• STATED EXERCISE
Find each line with "this" and copy it.

• LISTED ENTRIES
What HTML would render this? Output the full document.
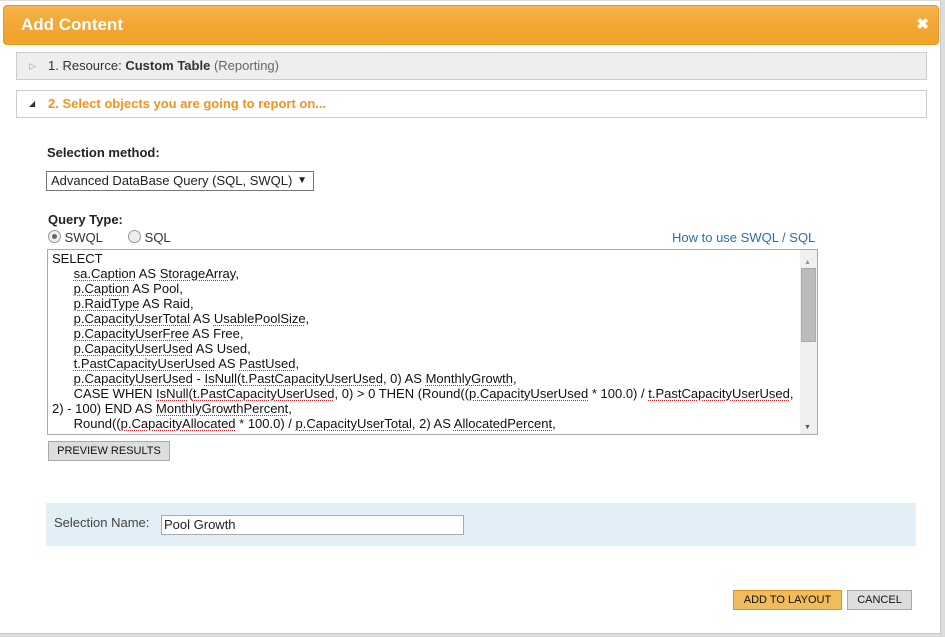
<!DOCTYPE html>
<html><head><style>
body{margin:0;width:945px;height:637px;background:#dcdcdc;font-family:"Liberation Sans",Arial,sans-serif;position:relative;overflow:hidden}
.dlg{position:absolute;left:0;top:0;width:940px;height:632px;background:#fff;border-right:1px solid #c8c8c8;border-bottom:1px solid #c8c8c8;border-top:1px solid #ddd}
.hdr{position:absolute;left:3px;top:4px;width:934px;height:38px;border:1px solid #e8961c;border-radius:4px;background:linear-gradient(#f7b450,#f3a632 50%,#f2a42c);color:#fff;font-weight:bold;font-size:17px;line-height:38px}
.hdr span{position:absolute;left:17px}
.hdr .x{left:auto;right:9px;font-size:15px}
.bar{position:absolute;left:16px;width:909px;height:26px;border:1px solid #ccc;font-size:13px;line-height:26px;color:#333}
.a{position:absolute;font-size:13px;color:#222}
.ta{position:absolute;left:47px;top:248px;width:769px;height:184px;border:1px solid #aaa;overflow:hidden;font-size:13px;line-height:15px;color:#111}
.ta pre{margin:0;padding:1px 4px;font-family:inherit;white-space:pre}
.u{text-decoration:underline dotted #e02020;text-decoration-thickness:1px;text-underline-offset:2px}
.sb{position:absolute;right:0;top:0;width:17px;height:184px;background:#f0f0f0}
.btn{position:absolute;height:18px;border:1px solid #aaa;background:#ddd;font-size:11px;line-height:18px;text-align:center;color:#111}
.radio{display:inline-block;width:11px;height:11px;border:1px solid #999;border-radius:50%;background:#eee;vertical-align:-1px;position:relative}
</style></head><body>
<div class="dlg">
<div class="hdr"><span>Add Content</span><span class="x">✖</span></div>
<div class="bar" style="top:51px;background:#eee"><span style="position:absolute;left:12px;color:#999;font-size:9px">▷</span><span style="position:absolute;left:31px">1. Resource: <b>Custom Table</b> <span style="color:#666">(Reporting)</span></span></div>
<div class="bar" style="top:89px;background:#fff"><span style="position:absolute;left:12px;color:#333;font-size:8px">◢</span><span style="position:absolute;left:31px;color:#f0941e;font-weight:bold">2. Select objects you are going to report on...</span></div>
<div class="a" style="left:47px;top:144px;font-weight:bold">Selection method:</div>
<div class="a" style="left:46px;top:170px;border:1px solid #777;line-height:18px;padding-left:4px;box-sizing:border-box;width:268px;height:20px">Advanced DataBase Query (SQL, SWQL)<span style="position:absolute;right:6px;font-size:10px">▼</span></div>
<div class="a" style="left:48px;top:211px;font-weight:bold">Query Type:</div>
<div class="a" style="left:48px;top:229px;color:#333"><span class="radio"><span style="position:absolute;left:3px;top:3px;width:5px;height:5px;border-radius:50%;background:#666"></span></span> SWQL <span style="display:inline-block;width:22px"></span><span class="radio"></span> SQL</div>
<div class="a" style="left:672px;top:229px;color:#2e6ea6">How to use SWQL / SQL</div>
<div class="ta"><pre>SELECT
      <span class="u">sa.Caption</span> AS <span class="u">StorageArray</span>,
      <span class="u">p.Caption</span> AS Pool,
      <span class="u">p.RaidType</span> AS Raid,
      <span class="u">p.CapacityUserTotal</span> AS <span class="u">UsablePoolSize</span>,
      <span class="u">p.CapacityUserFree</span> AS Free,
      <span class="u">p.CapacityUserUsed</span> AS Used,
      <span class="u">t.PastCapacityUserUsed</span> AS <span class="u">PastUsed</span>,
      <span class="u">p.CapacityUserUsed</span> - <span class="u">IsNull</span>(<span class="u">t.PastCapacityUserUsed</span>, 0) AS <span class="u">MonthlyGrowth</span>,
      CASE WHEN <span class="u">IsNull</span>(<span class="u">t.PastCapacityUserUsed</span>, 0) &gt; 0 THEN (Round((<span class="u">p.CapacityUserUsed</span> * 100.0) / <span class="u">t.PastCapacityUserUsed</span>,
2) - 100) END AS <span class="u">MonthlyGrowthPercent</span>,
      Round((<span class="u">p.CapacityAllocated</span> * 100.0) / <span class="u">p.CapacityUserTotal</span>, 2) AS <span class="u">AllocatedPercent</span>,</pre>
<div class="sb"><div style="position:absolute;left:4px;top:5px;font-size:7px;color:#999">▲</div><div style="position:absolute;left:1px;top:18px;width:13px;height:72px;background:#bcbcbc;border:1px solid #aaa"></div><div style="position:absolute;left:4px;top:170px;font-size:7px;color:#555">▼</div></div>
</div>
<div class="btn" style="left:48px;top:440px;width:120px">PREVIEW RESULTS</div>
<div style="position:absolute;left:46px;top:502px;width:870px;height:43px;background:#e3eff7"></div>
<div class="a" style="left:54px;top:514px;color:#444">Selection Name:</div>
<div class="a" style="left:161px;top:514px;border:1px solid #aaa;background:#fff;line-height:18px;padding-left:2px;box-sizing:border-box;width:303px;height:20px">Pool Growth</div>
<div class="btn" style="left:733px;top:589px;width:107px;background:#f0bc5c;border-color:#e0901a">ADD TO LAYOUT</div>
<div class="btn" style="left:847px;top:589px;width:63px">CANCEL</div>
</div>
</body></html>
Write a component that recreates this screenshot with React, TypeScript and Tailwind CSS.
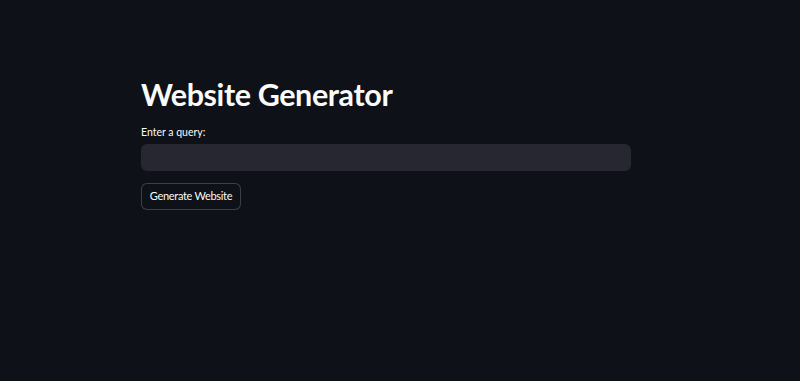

* * *

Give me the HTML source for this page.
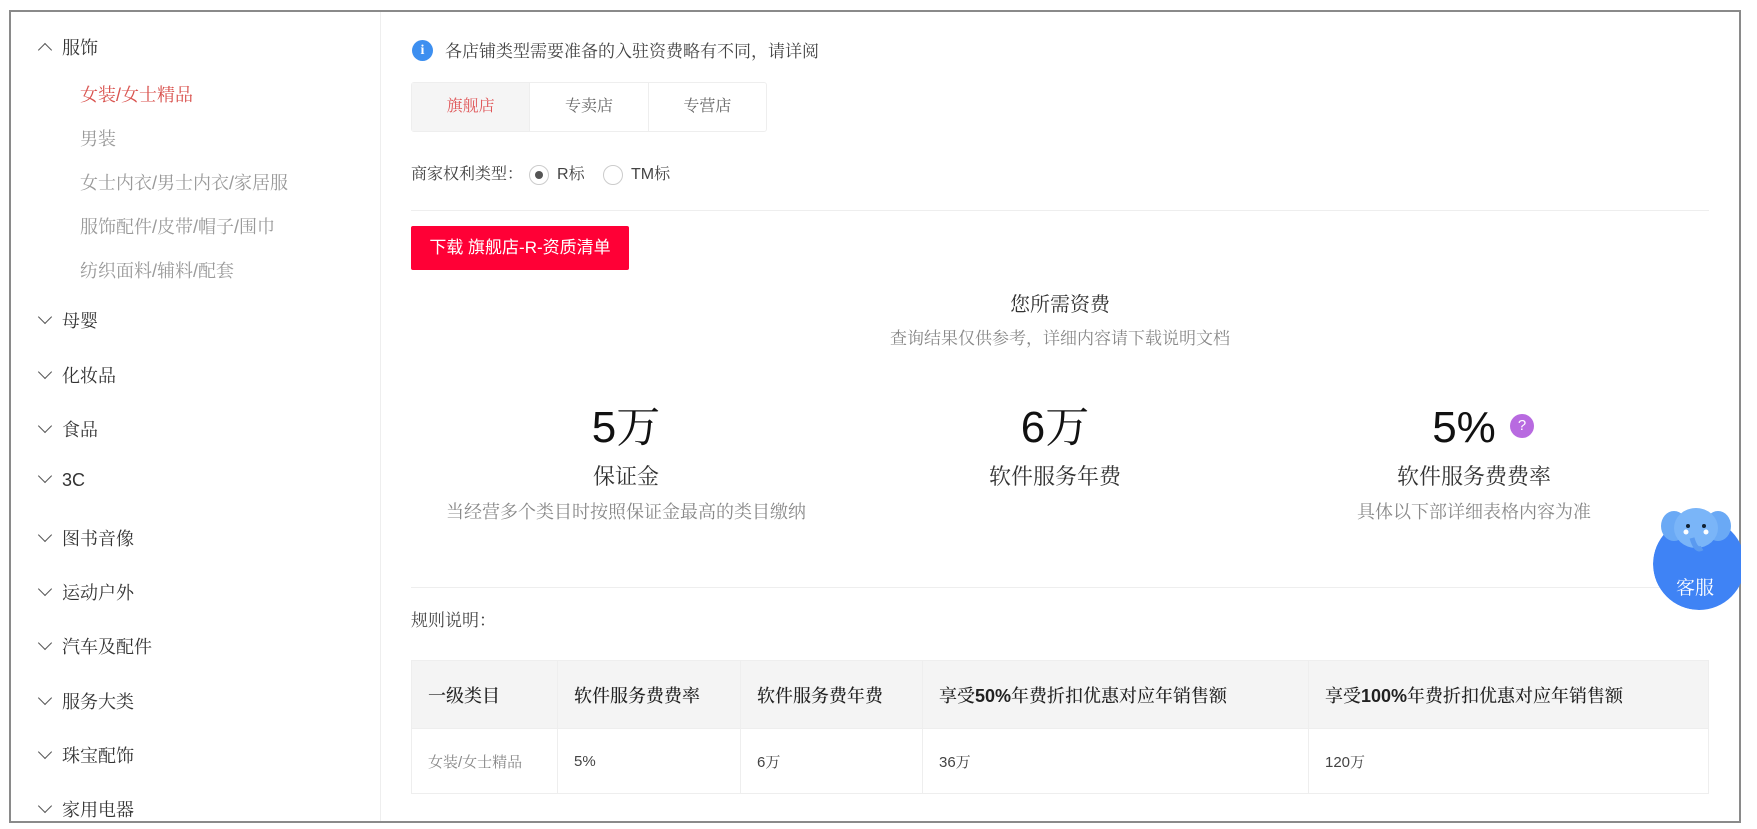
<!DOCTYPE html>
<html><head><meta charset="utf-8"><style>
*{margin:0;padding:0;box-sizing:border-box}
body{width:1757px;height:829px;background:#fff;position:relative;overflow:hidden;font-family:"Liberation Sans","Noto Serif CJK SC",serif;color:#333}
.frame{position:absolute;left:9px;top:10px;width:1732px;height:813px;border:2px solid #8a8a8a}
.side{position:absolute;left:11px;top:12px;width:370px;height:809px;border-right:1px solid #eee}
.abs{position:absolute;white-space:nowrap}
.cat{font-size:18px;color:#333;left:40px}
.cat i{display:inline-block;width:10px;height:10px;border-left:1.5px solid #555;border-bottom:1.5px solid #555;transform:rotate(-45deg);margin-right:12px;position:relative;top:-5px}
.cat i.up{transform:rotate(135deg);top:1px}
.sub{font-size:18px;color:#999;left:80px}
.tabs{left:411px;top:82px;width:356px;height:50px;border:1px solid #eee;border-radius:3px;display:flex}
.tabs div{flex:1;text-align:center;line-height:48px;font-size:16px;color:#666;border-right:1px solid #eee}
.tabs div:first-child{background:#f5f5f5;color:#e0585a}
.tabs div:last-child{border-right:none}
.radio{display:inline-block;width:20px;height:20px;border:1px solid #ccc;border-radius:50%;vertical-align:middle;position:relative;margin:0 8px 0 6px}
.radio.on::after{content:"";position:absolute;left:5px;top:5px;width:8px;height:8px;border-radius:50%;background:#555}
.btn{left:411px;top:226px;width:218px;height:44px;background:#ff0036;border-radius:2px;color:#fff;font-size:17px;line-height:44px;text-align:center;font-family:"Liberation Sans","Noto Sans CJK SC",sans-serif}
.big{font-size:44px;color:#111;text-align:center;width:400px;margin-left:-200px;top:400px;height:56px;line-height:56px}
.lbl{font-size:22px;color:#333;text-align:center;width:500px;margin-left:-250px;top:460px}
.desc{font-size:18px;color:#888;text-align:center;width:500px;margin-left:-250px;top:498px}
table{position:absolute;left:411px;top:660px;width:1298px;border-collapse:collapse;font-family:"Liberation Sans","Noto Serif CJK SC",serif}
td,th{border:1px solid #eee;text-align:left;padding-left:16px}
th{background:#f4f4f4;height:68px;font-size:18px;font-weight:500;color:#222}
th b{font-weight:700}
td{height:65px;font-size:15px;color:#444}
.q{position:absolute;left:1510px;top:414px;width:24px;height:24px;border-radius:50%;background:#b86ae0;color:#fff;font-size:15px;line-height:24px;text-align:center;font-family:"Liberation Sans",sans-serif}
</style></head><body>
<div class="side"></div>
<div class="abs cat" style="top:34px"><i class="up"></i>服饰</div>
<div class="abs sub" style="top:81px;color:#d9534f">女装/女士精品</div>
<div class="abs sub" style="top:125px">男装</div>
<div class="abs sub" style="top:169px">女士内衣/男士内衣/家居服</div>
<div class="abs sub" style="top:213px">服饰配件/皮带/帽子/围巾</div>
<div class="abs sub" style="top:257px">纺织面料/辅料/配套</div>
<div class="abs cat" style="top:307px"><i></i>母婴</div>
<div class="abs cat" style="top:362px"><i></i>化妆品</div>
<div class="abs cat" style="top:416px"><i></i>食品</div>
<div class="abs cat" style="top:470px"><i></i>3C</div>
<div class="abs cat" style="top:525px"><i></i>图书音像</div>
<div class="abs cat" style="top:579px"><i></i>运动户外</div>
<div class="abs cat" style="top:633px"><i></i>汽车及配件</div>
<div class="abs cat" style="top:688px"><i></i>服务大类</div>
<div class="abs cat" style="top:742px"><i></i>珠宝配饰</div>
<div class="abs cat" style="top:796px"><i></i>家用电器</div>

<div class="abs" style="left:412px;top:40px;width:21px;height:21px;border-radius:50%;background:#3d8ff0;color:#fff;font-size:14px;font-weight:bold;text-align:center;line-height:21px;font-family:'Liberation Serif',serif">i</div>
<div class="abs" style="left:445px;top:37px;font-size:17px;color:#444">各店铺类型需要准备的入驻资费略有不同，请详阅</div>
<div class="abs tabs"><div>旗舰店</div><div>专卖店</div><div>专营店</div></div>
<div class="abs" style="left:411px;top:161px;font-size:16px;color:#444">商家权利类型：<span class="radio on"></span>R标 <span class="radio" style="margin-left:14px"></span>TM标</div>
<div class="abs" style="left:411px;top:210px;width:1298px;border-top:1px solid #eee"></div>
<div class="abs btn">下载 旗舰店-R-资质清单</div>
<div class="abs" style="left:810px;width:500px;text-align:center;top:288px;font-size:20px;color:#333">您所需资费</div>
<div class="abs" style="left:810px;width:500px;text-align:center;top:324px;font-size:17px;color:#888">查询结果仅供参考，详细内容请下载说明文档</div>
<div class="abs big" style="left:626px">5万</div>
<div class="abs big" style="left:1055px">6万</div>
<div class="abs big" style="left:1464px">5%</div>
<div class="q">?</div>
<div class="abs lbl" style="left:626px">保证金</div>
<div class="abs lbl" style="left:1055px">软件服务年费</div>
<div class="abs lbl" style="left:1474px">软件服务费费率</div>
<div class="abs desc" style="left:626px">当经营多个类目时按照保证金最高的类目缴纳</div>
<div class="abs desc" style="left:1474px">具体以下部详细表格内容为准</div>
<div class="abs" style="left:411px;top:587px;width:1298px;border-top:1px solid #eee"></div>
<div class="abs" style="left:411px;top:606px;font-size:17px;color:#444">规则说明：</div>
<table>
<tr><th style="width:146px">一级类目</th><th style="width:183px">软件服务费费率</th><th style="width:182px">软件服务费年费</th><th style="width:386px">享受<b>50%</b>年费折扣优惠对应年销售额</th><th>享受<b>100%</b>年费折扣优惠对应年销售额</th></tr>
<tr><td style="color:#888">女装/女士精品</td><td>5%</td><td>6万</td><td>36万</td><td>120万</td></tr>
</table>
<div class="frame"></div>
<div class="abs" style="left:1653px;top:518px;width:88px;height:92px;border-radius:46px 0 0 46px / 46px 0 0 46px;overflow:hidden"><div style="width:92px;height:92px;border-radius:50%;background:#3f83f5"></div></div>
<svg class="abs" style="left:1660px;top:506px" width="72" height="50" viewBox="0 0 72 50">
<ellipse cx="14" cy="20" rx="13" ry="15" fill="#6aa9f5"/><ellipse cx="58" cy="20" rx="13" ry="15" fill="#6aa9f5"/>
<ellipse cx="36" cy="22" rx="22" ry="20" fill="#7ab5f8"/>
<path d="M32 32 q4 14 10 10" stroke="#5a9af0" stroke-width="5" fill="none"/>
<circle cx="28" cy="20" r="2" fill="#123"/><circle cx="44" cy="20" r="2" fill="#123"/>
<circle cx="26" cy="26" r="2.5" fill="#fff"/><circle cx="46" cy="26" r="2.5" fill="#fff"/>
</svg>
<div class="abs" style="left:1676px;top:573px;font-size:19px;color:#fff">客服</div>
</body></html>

• THE RESPONSE
What HTML would render this? Output the full document.
Write a component that recreates this screenshot with React, TypeScript and Tailwind CSS.
Give me the HTML source for this page.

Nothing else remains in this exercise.